Alors que tout le monde pensait que le problème avait été réglé à Houston et que le Maroc allait respecter ses engagements, nous nous trouvons actuellement dans une situation difficile où le Maroc laisse entendre, coûte que coûte: il réussit à imposer le nombre d'électeurs qu'il lui faut pour gagner le référendum sinon point de référendum. Il faut dire que le Conseil de sécurité en est très conscient, le Secrétaire général des Nations unies également, et même s'il est possible que le Maroc bloque à nouveau le processus référendaire, ce ne sera pas avec la facilité d'antant .

QUESTIONS.

Q : La nouveauté ?

R : La nouveauté c'est que le processus d'identification va reprendre demain, avec deux centres dans les territoires occupés et deux centres dans les camps de réfugiés, et qu'il se poursuivra pendant tout le mois de mars en Mauritanie (notamment avec l'ouverture d'un nouveau centre à Nouadhibou, après celui de Zouérate), deux nouveaux centres au nord du Maroc, à Kalaat Serghana et à Sidi Kacem. Donc il se poursuivra même s'il y a encore ce problème des tribus contestées.

Q : Youssoufi, premier ministre au Maroc ?

R : L'alternance est une opportunité, une chance unique pour la paix. Nous souhaitons que le réalisme prévale enfin, que le nouveau gouvernement contribue à l'établissement d'une paix juste et définitive dans cette région.

Q : Tribus contestées ?

R : Ce sont 25 tribus qui représentent selon le recensement espagnol au Sahara occidental en 1974, 532 personnes seulement, alors qu'actuellement, il y a 48 000 requerrants qui prétendent être sahraouis et appartenir à l'une de ces 25 tribus. De surcroît, ces gens qui prétendent avoir fui la colonisation et la sécheresse vivent aujourd'hui encore au Maroc, à Oujda, Agadir, Casablanca, Tanger, etc. Alors que le Maroc occupe une partie du Sahara occidental depuis vingt-trois ans déjà, s'ils étaient de véritables sahraouis, ils y seraient déjà retournés. Au lieu de cela la Commission d'identification doit aller les chercher dans leurs douars pour les identifier [cf: l'ouverture des deux centres à l'intérieur du Maroc, ndlr]. C'est dire que véritablement, les Nations unies sont conscientes de ce problème.

Q : Nouvelle rencontre avec les Marocains ?

R : Il se pourrait que M. Baker envisage cette éventualité. En tous cas, M. Baker reste sur le dossier, continue de suivre les développements de la question même si M. Dumbar, le Représentant spécial du Secrétaire général de l'ONU est déjà à El-Aaïun, et continue de chercher une solution à tous les problèmes qui se posent, y compris en appelant à nouveau les parties à discuter, à Houston ou ailleurs.

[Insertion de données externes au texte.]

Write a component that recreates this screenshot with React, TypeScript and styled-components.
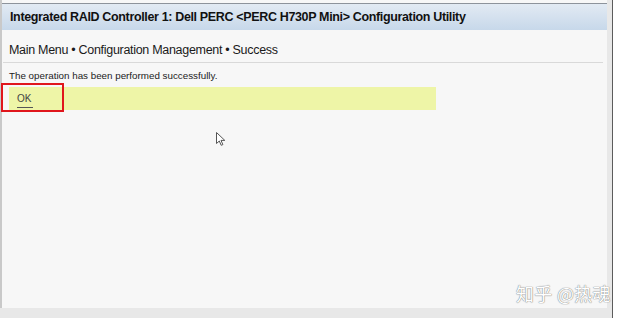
import React from "react"
import styled, { createGlobalStyle } from "styled-components"

const GlobalStyle = createGlobalStyle`
  html, body {
    margin: 0;
    padding: 0;
    background: #ffffff;
  }
  body {
    font-family: "Liberation Sans", Arial, sans-serif;
  }
`

const Screen = styled.div`
  position: relative;
  width: 634px;
  height: 318px;
  display: flex;
  overflow: hidden;
  background: #ffffff;
`

const Frame = styled.div`
  width: 613px;
  height: 318px;
  border-right: 1px solid #5c5c5c;
  background: #e8e8e8;
  padding: 0 5px 10px 0;
  box-sizing: border-box;
  display: flex;
`

const Window = styled.div`
  flex: 1;
  display: flex;
  flex-direction: column;
  background: #f7f7f7;
  border-left: 2px solid #c9c9c9;
  padding-top: 3px;
`

const TitleBar = styled.div`
  height: 26px;
  display: flex;
  align-items: center;
  padding-left: 8px;
  border-top: 1px solid #8d939b;
  background: linear-gradient(#e2eaf3, #c7d8ea);
  font-weight: bold;
  font-size: 12.5px;
  letter-spacing: -0.35px;
  color: #111;
`

const Crumbs = styled.div`
  margin: 0 4px 0 1px;
  padding: 13px 0 5px 6px;
  font-size: 12.5px;
  letter-spacing: -0.3px;
  color: #1a1a1a;
  border-bottom: 1px solid #d9d9d9;
`

const Message = styled.div`
  padding: 7px 0 0 7px;
  font-size: 9.8px;
  color: #222;
`

const ActionBar = styled.div`
  margin: 6px 0 0 7px;
  width: 427px;
  height: 23px;
  background: #eef5a7;
  display: flex;
  align-items: center;
`

const ActionLink = styled.span<{ $focused?: boolean }>`
  margin: 4px 0 0 8px;
  font-size: 10px;
  color: #444;
  padding: 0 2px 3px 0;
  border-bottom: 1px solid ${(p) => (p.$focused ? "#555" : "transparent")};
`

const FocusBox = styled.div`
  position: absolute;
  left: 1px;
  top: 83px;
  width: 59px;
  height: 25px;
  border: 2px solid #e0161c;
`

const Cursor = styled.svg`
  position: absolute;
  left: 216px;
  top: 132px;
`

const Watermark = styled.div`
  position: absolute;
  left: 516px;
  top: 280px;
  font-family: "Noto Sans CJK SC", "Liberation Sans", sans-serif;
  font-size: 18px;
  color: #ffffff;
  letter-spacing: 0.3px;
  text-shadow: 0 0 1px #7f7f7f, 0 0 1px #7f7f7f;
`

const App = () => (
  <Screen>
    <GlobalStyle />
    <Frame>
      <Window>
        <TitleBar>
          Integrated RAID Controller 1: Dell PERC &lt;PERC H730P Mini&gt; Configuration Utility
        </TitleBar>
        <Crumbs>Main Menu • Configuration Management • Success</Crumbs>
        <Message>The operation has been performed successfully.</Message>
        <ActionBar>
          <ActionLink $focused>OK</ActionLink>
        </ActionBar>
      </Window>
    </Frame>
    <FocusBox />
    <Cursor width="12" height="16" viewBox="0 0 12 16">
      <path
        d="M0.5 0.5 L0.5 11.5 L3.3 9 L5.2 13.3 L6.9 12.6 L5 8.4 L8.8 8.4 Z"
        fill="#ffffff"
        stroke="#555"
        strokeWidth="1"
        strokeLinejoin="miter"
      />
    </Cursor>
    <Watermark>知乎 @热魂</Watermark>
  </Screen>
)

export default App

Q : Le respect des délais ?

R : Le travail de la Commission d'identification reprend demain. Elle va travailler pendant tout le mois de mars et tout le mois d'avril, même si certaines tribus font l'objet d'un litige, le processus va continuer. Il se pourrait que la période fixée dans le calendrier des Nations unies, c'est à dire fin mai, pour en terminer avec l'identification ne soit pas obligatoirement respectée. Mais cela ne remet pas en question pour autant l'échéance du 7 décembre.

Q : La MINURSO va donc avoir des problèmes ?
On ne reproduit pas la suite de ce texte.